Single by Love Unlimited

from the album In Heat
- B-side: "And Only You"
- Released: November 1974
- Genre: R&B
- Length: 3:12
- Label: 20th Century
- Songwriter: Barry White
- Producer: Barry White

Love Unlimited singles chronology
| "People of Tomorrow Are the Children of Today" (1974) | "I Belong to You" (1974) | "Share a Little Love in Your Heart" (1975) |

= I Belong to You (Love Unlimited song) =

1974 single by Love Unlimited

"I Belong To You" is a 1974 single by the trio Love Unlimited, which was their only single to hit number 1 on the R&B chart (for one week, in early 1975).
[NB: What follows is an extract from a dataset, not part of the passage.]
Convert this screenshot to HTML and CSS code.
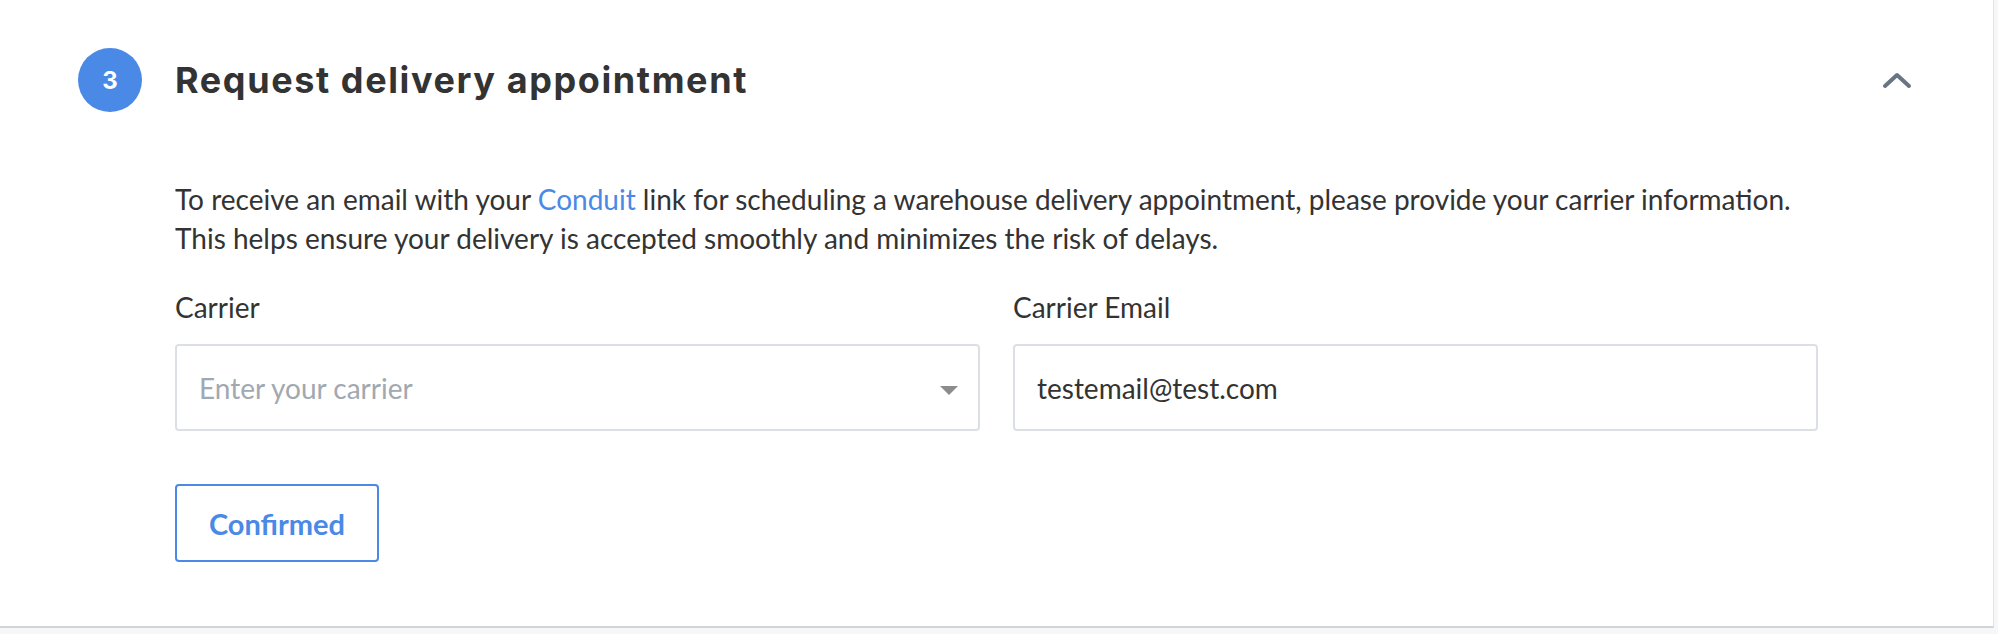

It was their second and last Top 40 entry, peaking at number 27.

==Background==
The ballad was done in a retro girl group singing style and was written and produced by Barry White.

==Chart performance==

| Chart (1974–75) | Peak position |
|---|---|
| Canada RPM Top Singles | 37 |
| U.S. Billboard Hot 100 | 27 |
| U.S. Cash Box Top 100 | 29 |
| U.S. Billboard Hot Soul Singles | 1 |

==Samples==
- Mariah Carey's "It's a Wrap" samples the song on her 2009 Island Def Jam album Memoirs of an Imperfect Angel.